London: A Guardian investigation into counter-terrorism co-operation between the UK and Bangladesh has revealed a detailed picture of the last Labour government's reliance on overseas intelligence agencies that were known to use torture.
Meetings and exchanges of information took place between British and Bangladeshi officials in an effort to protect the UK from attacks that might be fomented in Bangladesh, according to sources in both countries.
The likelihood that a number of suspects would be tortured as a result of the meetings went unmentioned, according to the sources. Subsequently, more than a dozen men of dual British-Bangladeshi nationality were placed under investigation, and at least some suffered horrific abuse from the Bangladeshi authorities.

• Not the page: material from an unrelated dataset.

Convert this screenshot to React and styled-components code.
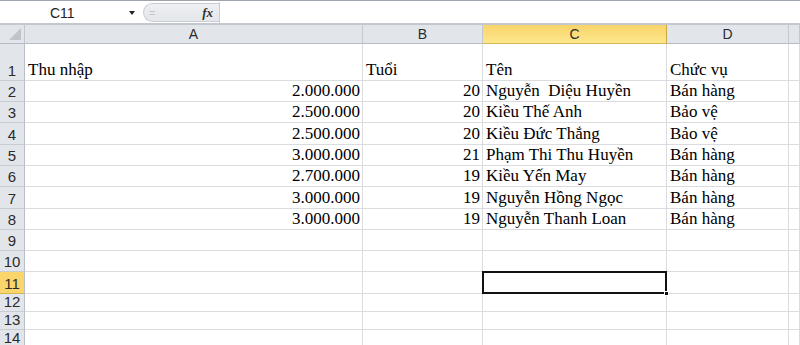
import React from "react";
import styled, { createGlobalStyle } from "styled-components";

const GlobalStyle = createGlobalStyle`
  html, body {
    margin: 0;
    padding: 0;
    background: #ffffff;
    overflow: hidden;
  }
`;

const Window = styled.div`
  width: 800px;
  height: 345px;
  overflow: hidden;
  background: #ffffff;
  font-family: "Liberation Sans", Arial, sans-serif;
`;

const FormulaBar = styled.div`
  display: flex;
  align-items: stretch;
  height: 21px;
  border-top: 1px solid #9ea4ab;
  border-bottom: 2px solid #c3c8ce;
  background: #ffffff;
  padding-top: 1px;
  box-sizing: content-box;
`;

const NameBox = styled.div`
  width: 143px;
  display: flex;
  align-items: center;
  font-size: 14px;
  color: #1e1e1e;
`;

const NameText = styled.span`
  margin-left: 50px;
  flex: 1;
`;

const DropArrow = styled.span`
  width: 0;
  height: 0;
  margin-right: 8px;
  border-left: 3.5px solid transparent;
  border-right: 3.5px solid transparent;
  border-top: 4px solid #222;
`;

const FxPill = styled.div`
  width: 76px;
  margin: 1px 0;
  display: flex;
  align-items: center;
  justify-content: space-between;
  padding: 0 6px 0 5px;
  box-sizing: border-box;
  background: linear-gradient(#eef0f3, #e3e6ea);
  border: 1px solid #c9cdd3;
  border-right: none;
  border-radius: 10px 0 0 10px;
`;

const EqualSign = styled.span`
  font-size: 11px;
  color: #c2c6cc;
`;

const FxLabel = styled.span`
  font-family: "Liberation Serif", "Times New Roman", serif;
  font-style: italic;
  font-weight: bold;
  font-size: 13px;
  color: #333;
`;

const FormulaInput = styled.div`
  flex: 1;
  border-left: 1px solid #c9cdd3;
  background: #ffffff;
`;

const Sheet = styled.div`
  display: grid;
  grid-template-columns: 25px 338px 120px 184px 122px 1fr;
  grid-template-rows: ${(p) => p.$rows};
`;

const Corner = styled.div`
  position: relative;
  background: #e2e6eb;
  border-right: 1px solid #c0c6cd;
  border-bottom: 1px solid #b6bcc4;
  &::after {
    content: "";
    position: absolute;
    right: 3px;
    bottom: 3px;
    width: 0;
    height: 0;
    border-left: 12px solid transparent;
    border-bottom: 12px solid #bfc4cb;
  }
`;

const ColHeader = styled.div`
  display: flex;
  align-items: center;
  justify-content: center;
  font-size: 14px;
  color: #2b2b2b;
  background: ${(p) =>
    p.$active ? "linear-gradient(#f8d46a, #fde78c)" : "#e2e6eb"};
  border-right: 1px solid ${(p) => (p.$active ? "#c9a94a" : "#c3c9d0")};
  border-bottom: 1px solid ${(p) => (p.$active ? "#d8b553" : "#b6bcc4")};
`;

const RowHeader = styled.div`
  display: flex;
  align-items: flex-end;
  justify-content: center;
  padding-bottom: 1px;
  font-size: 15px;
  line-height: 17px;
  color: #2b2b2b;
  background: ${(p) => (p.$active ? "#f9d56b" : "#e2e6eb")};
  border-right: 1px solid #b9bfc7;
  border-bottom: 1px solid ${(p) => (p.$active ? "#d8b553" : "#c8cdd3")};
`;

const Cell = styled.div`
  position: relative;
  display: flex;
  align-items: flex-end;
  justify-content: ${(p) => (p.$right ? "flex-end" : "flex-start")};
  padding: 0 2px 0 3px;
  font-family: "Liberation Serif", "Times New Roman", serif;
  font-size: 17px;
  line-height: 20px;
  color: #000;
  white-space: pre;
  border-right: 1px solid #dadcdf;
  border-bottom: 1px solid #dadcdf;

  ${(p) =>
    p.$selected &&
    `
    &::after {
      content: "";
      position: absolute;
      top: -1px;
      left: -1px;
      right: -1px;
      bottom: -1px;
      border: 2px solid #111;
      z-index: 2;
    }
    &::before {
      content: "";
      position: absolute;
      right: -3px;
      bottom: -3px;
      width: 5px;
      height: 5px;
      background: #111;
      border: 1px solid #fff;
      box-sizing: border-box;
      z-index: 3;
    }
  `}
`;

const rowHeights = [37, 21, 21, 22, 21, 21, 22, 21, 21, 21, 22, 18, 18, 18];

const data = [
  ["Thu nhập", "Tuổi", "Tên", "Chức vụ"],
  ["2.000.000", "20", "Nguyễn  Diệu Huyền", "Bán hàng"],
  ["2.500.000", "20", "Kiều Thế Anh", "Bảo vệ"],
  ["2.500.000", "20", "Kiều Đức Thắng", "Bảo vệ"],
  ["3.000.000", "21", "Phạm Thi Thu Huyền", "Bán hàng"],
  ["2.700.000", "19", "Kiều Yến May", "Bán hàng"],
  ["3.000.000", "19", "Nguyễn Hồng Ngọc", "Bán hàng"],
  ["3.000.000", "19", "Nguyễn Thanh Loan", "Bán hàng"],
];

const columns = ["A", "B", "C", "D", ""];

export default function App() {
  const rows = `19px ${rowHeights.map((h) => h + "px").join(" ")}`;
  return (
    <Window>
      <GlobalStyle />
      <FormulaBar>
        <NameBox>
          <NameText>C11</NameText>
          <DropArrow />
        </NameBox>
        <FxPill>
          <EqualSign>=</EqualSign>
          <FxLabel>fx</FxLabel>
        </FxPill>
        <FormulaInput />
      </FormulaBar>
      <Sheet $rows={rows}>
        <Corner />
        {columns.map((c) => (
          <ColHeader key={c || "E"} $active={c === "C"}>
            {c}
          </ColHeader>
        ))}
        {rowHeights.map((_, i) => {
          const r = i + 1;
          const row = data[i] || ["", "", "", ""];
          const header = i === 0;
          return (
            <React.Fragment key={r}>
              <RowHeader $active={r === 11}>{r}</RowHeader>
              <Cell $right={!header}>{row[0]}</Cell>
              <Cell $right={!header}>{row[1]}</Cell>
              <Cell $selected={r === 11}>{row[2]}</Cell>
              <Cell>{row[3]}</Cell>
              <Cell />
            </React.Fragment>
          );
        })}
      </Sheet>
    </Window>
  );
}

At one point Jacqui Smith, then home secretary, flew to Dhaka for face-to-face meetings with senior officials from one agency — the Directorate-General of Forces Intelligence (DGFI) — whose use of torture had been the subject of a detailed report by Human Rights Watch, the New York-based NGO, less than eight weeks earlier.

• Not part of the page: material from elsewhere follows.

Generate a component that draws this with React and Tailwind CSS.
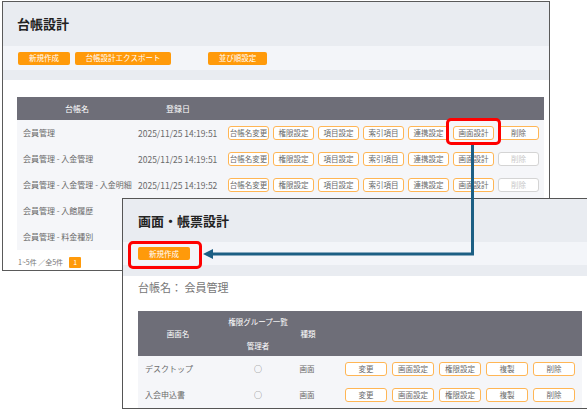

Seven months before the visit, a report prepared by Smith's own department had documented the widespread concern about the routine use of torture in Bangladesh. Several British suspects were taken to a secret interrogation centre — the Task Force for Interrogation cell in the country.

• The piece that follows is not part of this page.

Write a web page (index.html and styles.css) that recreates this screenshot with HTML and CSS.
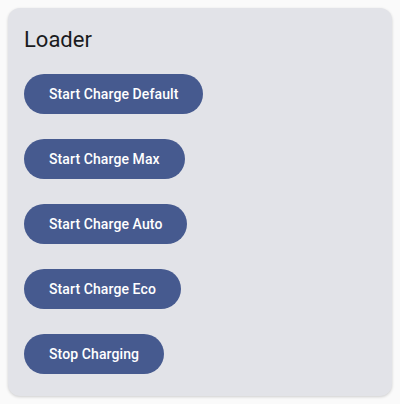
FILE: index.html
```html
<!DOCTYPE html>
<html>
<head>
<meta charset="utf-8">
<link rel="stylesheet" href="styles.css">
</head>
<body>
<div class="card">
  <h2 class="title">Loader</h2>
  <div class="buttons">
    <button class="btn">Start Charge Default</button>
    <button class="btn">Start Charge Max</button>
    <button class="btn">Start Charge Auto</button>
    <button class="btn">Start Charge Eco</button>
    <button class="btn">Stop Charging</button>
  </div>
</div>
</body>
</html>
```
FILE: styles.css
```css
html, body {
  margin: 0;
  padding: 0;
  background: #fafafa;
}
body {
  padding: 8px;
  font-family: Roboto, "Noto Sans", sans-serif;
}
.card {
  background: #e2e3e8;
  border-radius: 12px;
  box-shadow: 0 1px 3px rgba(0,0,0,0.18);
  padding: 18px 16px 22px 16px;
  height: 388px;
  box-sizing: border-box;
}
.title {
  margin: 0;
  font-size: 22px;
  font-weight: 400;
  line-height: 28px;
  color: #1a1b20;
}
.buttons {
  display: flex;
  flex-direction: column;
  align-items: flex-start;
  gap: 25px;
  margin-top: 20px;
}
.btn {
  height: 40px;
  border: none;
  border-radius: 20px;
  background: #465a8f;
  color: #ffffff;
  font-family: Roboto, sans-serif;
  font-size: 14px;
  font-weight: 500;
  padding: 0 25px;
  letter-spacing: 0.1px;
}
```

Smith spoke publicly during the visit about the dangers that could be posed by dual nationals; privately, according to a senior DGFI counter-terrorism officer, she urged the agency to investigate a number of individuals about whom the British were suspicious.
In September it emerged in recent years MI5 and MI6 always asked the home secretary or foreign secretary for permission before any information exchange where there was a risk of an individual being tortured.
Smith, her successor Alan Johnson and David Miliband, the foreign secretary during the period of the joint UK-Bangladeshi counter-terrorism campaign, have declined to answer questions about the matter.